O'Donnell said the word of the fabrication "caused a great deal of sadness" in the Journal newsroom in New York. "People were really thunderstruck."
He said that the news media must fully examine this incident "because the public is deeply interested in the inner working of the press.
"People feel the press plays a very large role in shaping society," O'Donnell said. "They feel sometimes the press takes very heavy-handed positions toward the rest of us mere mortals, telling them how to think and making sweeping judgment calls on what is right and what's wrong."
In the District, Rudolph Brewington of radio station WOL said that callers to his early morning show were "shocked, dismayed and angered by the fact that a lie was hoisted in the press; that the story was not checked sufficiently; that it has caused undue political stress on the mayor and the police chief to find a 'Jimmy' that didn't exist."
Donald Williams of RAP Inc., a service organization for drug addicts, said that when Cooke's article ran in The Post, "We had to laugh at the mayor and the police chief -- Hell, we could have delivered dozens of 12-year-old addicts to their doorsteps."
Roger Wilkins, associate editor of The Washington Star and a member of the committee that chose Pulitzer Prize winners, was the strongest advocate on the panel for awarding a prize to Cooke. He refused to comment yesterday.
Meanwhile, an editorial in The Star said, "The Post, as all news organizations, depends finally on the integrity of its staff. It was an aberration, but one that may occur in journalism -- or indeed in any field where people work daily under intense pressure."

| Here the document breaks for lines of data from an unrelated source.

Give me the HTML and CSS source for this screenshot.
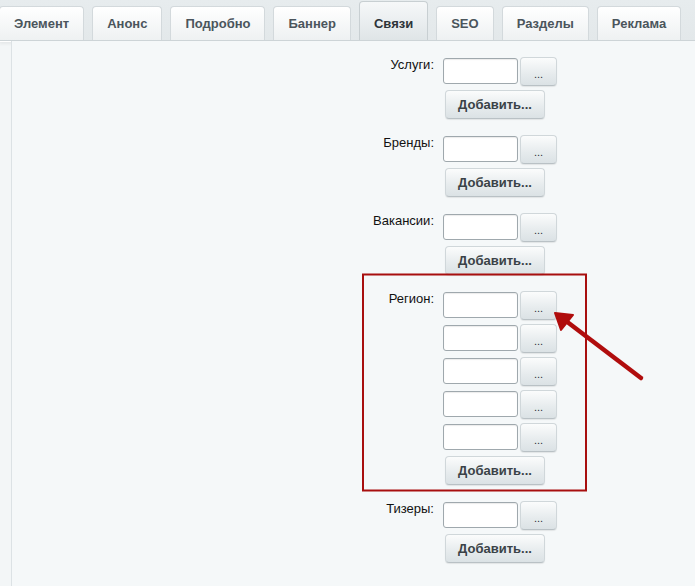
FILE: index.html
```html
<!DOCTYPE html>
<html lang="ru">

<head>
    <meta charset="UTF-8">
    <title>Связи элемента</title>
    <link rel="stylesheet" href="styles.css">
</head>

<body>
    <header class="tabs">
        <span class="tab">Элемент</span>
        <span class="tab">Анонс</span>
        <span class="tab">Подробно</span>
        <span class="tab">Баннер</span>
        <span class="tab active">Связи</span>
        <span class="tab">SEO</span>
        <span class="tab">Разделы</span>
        <span class="tab">Реклама</span>
    </header>

    <main class="panel">
        <div class="field">
            <label class="field-name">Услуги:</label>
            <div class="field-values">
                <div class="value-row"><input class="link-input" type="text"><button class="pick">...</button></div>
                <button class="add">Добавить...</button>
            </div>
        </div>
        <div class="field">
            <label class="field-name">Бренды:</label>
            <div class="field-values">
                <div class="value-row"><input class="link-input" type="text"><button class="pick">...</button></div>
                <button class="add">Добавить...</button>
            </div>
        </div>
        <div class="field">
            <label class="field-name">Вакансии:</label>
            <div class="field-values">
                <div class="value-row"><input class="link-input" type="text"><button class="pick">...</button></div>
                <button class="add">Добавить...</button>
            </div>
        </div>
        <div class="field">
            <label class="field-name">Регион:</label>
            <div class="field-values">
                <div class="value-row"><input class="link-input" type="text"><button class="pick">...</button></div>
                <div class="value-row"><input class="link-input" type="text"><button class="pick">...</button></div>
                <div class="value-row"><input class="link-input" type="text"><button class="pick">...</button></div>
                <div class="value-row"><input class="link-input" type="text"><button class="pick">...</button></div>
                <div class="value-row"><input class="link-input" type="text"><button class="pick">...</button></div>
                <button class="add">Добавить...</button>
            </div>
        </div>
        <div class="field">
            <label class="field-name">Тизеры:</label>
            <div class="field-values">
                <div class="value-row"><input class="link-input" type="text"><button class="pick">...</button></div>
                <button class="add">Добавить...</button>
            </div>
        </div>

        <!-- пометка: рамка вокруг поля "Регион" и стрелка на кнопку выбора -->
        <svg class="note" width="695" height="586" viewBox="0 0 695 586">
            <rect x="363" y="274.5" width="223" height="216" fill="none" stroke="#a80f0f" stroke-width="2" />
            <line x1="641" y1="378" x2="566" y2="321" stroke="#b00d0d" stroke-width="4.5" stroke-linecap="round" />
            <polygon points="555,313 573,315 561,330" fill="#b00d0d" stroke="#b00d0d" stroke-width="2" stroke-linejoin="round" />
        </svg>
    </main>
</body>

</html>
```

FILE: styles.css
```css
body {
    margin: 0;
    background-color: #f3f6f7;
    font-family: "Liberation Sans", Arial, sans-serif;
    font-size: 13px;
    position: relative;
    min-height: 586px;
}

.tabs {
    display: flex;
    align-items: flex-end;
    gap: 8px;
    height: 40px;
    margin-left: -1px;
    background: linear-gradient(#e7ecee, #e3e8ea);
    border-bottom: 1px solid #cdd4d7;
    box-shadow: 0 1px 0 #ffffff, 0 3px 3px rgba(0, 0, 0, .06);
    overflow: hidden;
}

.tab {
    height: 33px;
    line-height: 33px;
    padding: 0 14px;
    font-weight: bold;
    color: #4b555c;
    background: linear-gradient(#ffffff, #eef1f2);
    border: 1px solid #d3d9dc;
    border-bottom: none;
    border-radius: 4px 4px 0 0;
    white-space: nowrap;
}

.tab.active {
    height: 38px;
    line-height: 43px;
    color: #2e3439;
    background: linear-gradient(#f6f8f9, #dfe5e7);
    border-color: #c8cfd2;
}

.panel {
    margin-left: 11px;
    padding-top: 16px;
    padding-bottom: 20px;
    background-color: #f5f8f9;
    border-left: 1px solid #dce2e5;
    min-height: 530px;
}

.field {
    display: grid;
    grid-template-columns: 423px auto;
    column-gap: 8px;
    margin-bottom: 16px;
}

.field-name {
    text-align: right;
    padding-right: 1px;
    line-height: 16px;
    color: #111;
}

.field-values {
    display: flex;
    flex-direction: column;
    align-items: flex-start;
    gap: 4px;
}

.value-row {
    display: flex;
    align-items: flex-start;
    gap: 2px;
    height: 29px;
}

.link-input {
    box-sizing: border-box;
    width: 75px;
    height: 26px;
    margin: 1px 0 0 0;
    padding: 0 4px;
    background: #ffffff;
    border: 1px solid #9fa8ad;
    border-radius: 3px;
    box-shadow: inset 0 1px 1px rgba(0, 0, 0, .08);
}

.pick,
.add {
    box-sizing: border-box;
    height: 29px;
    margin: 0;
    font-family: "Liberation Sans", Arial, sans-serif;
    background: linear-gradient(#fbfcfc, #e6ebed 60%, #dbe2e5);
    border: 1px solid #d0d7da;
    border-bottom-color: #b9c1c5;
    border-radius: 4px;
    box-shadow: 0 1px 1px rgba(0, 0, 0, .08);
    color: #3a4247;
}

.pick {
    width: 37px;
    padding: 4px 0 0 0;
    font-size: 11px;
    color: #2b3136;
}

.add {
    width: 100px;
    margin-left: 2px;
    padding: 0;
    font-size: 13px;
    font-weight: bold;
}

.note {
    position: absolute;
    left: 0;
    top: 0;
    pointer-events: none;
}
```
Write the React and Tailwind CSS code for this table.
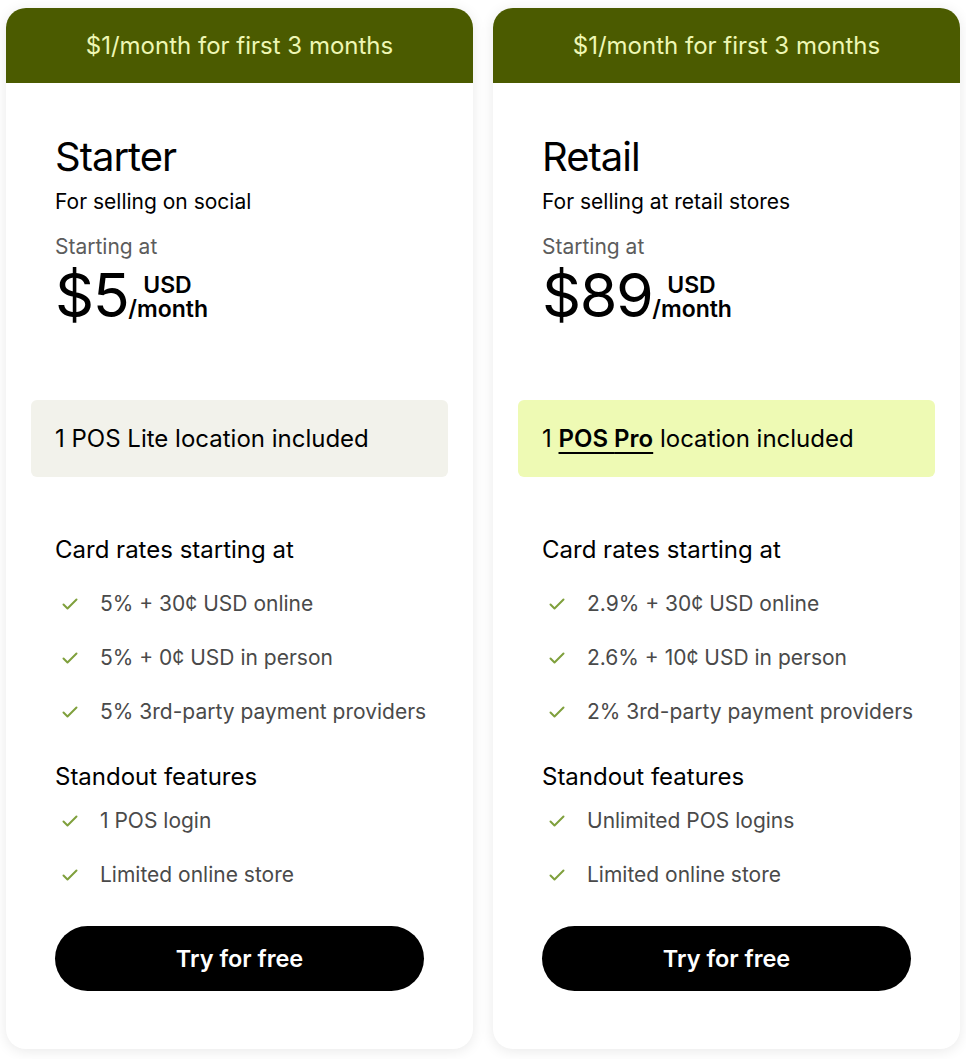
import React from "react";

const plans = [
  {
    name: "Starter",
    tagline: "For selling on social",
    price: "$5",
    pos: "Lite",
    highlight: false,
    rates: ["5% + 30¢ USD online", "5% + 0¢ USD in person", "5% 3rd-party payment providers"],
    features: ["1 POS login", "Limited online store"],
  },
  {
    name: "Retail",
    tagline: "For selling at retail stores",
    price: "$89",
    pos: "Pro",
    highlight: true,
    rates: ["2.9% + 30¢ USD online", "2.6% + 10¢ USD in person", "2% 3rd-party payment providers"],
    features: ["Unlimited POS logins", "Limited online store"],
  },
];

const Check = () => (
  <svg width="16" height="16" viewBox="0 0 16 16" fill="none" className="shrink-0">
    <path d="M1.5 8.5l4 4 9-9" stroke="#7fa03c" strokeWidth="2" strokeLinecap="round" strokeLinejoin="round" />
  </svg>
);

const Item = ({ children }) => (
  <li className="flex items-center h-[28px] pl-[7px] gap-[22px] text-[21px] text-[#4a4a4a] whitespace-nowrap">
    <Check />
    <span>{children}</span>
  </li>
);

const PlanCard = ({ plan }) => (
  <div className="w-[467px] rounded-[20px] overflow-hidden bg-white shadow-[0_2px_14px_rgba(0,0,0,0.09)]">
    {/* promo banner */}
    <div className="h-[75px] flex items-center justify-center bg-[#4b5b00] text-[24px] text-[#eef7b4]">
      $1/month for first 3 months
    </div>

    <div className="px-[49px] pt-[50px] pb-[58px] text-black">
      <h2 className="text-[40px] leading-[48px] tracking-[-1px]">{plan.name}</h2>
      <p className="mt-[7px] text-[21px] leading-[28px]">{plan.tagline}</p>
      <p className="mt-[17px] text-[21px] leading-[28px] text-[#5c5c5c]">Starting at</p>
      <div className="mt-[4px] flex items-end">
        <span className="text-[61px] leading-none tracking-[-1.5px]">{plan.price}</span>
        <div className="flex flex-col pb-[5px] text-[23px] leading-[24px] font-semibold">
          <span className="pl-[15px]">USD</span>
          <span>/month</span>
        </div>
      </div>

      <div
        className={
          "mt-[74px] -mx-[24px] h-[77px] px-[24px] flex items-center rounded-[6px] text-[24px] " +
          (plan.highlight ? "bg-[#eefab4]" : "bg-[#f2f2eb]")
        }
      >
        {plan.highlight ? (
          <span>
            1{" "}
            <span className="font-semibold underline decoration-2 underline-offset-[5px]">POS {plan.pos}</span>{" "}
            location included
          </span>
        ) : (
          <span>1 POS {plan.pos} location included</span>
        )}
      </div>

      <h3 className="mt-[57px] text-[24px] leading-[32px]">Card rates starting at</h3>
      <ul className="mt-[24px] flex flex-col gap-[26px]">
        {plan.rates.map((r) => (
          <Item key={r}>{r}</Item>
        ))}
      </ul>

      <h3 className="mt-[35px] text-[24px] leading-[32px]">Standout features</h3>
      <ul className="mt-[14px] flex flex-col gap-[26px]">
        {plan.features.map((f) => (
          <Item key={f}>{f}</Item>
        ))}
      </ul>

      <button className="mt-[37px] w-full h-[65px] rounded-full bg-black text-white text-[23.5px] font-semibold">
        Try for free
      </button>
    </div>
  </div>
);

export default function App() {
  return (
    <div className="min-h-screen bg-white pt-[8px] px-[6px] font-['Inter','Liberation_Sans',sans-serif]">
      <div className="flex gap-[20px]">
        {plans.map((p) => (
          <PlanCard key={p.name} plan={p} />
        ))}
      </div>
    </div>
  );
}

The chief editorial writer at the St. Louis Post-Dispatch, William F. Woo, said, "How the story slipped through the system, that's what concerns us professionally." He said he was reminded of a quotation from an admiral presiding over the inquest of a ship sinking. After the admiral determined that the captain of the ship had been culpable, he announced to those assembled that, "There are many reasons for this accident, but no excuses for it."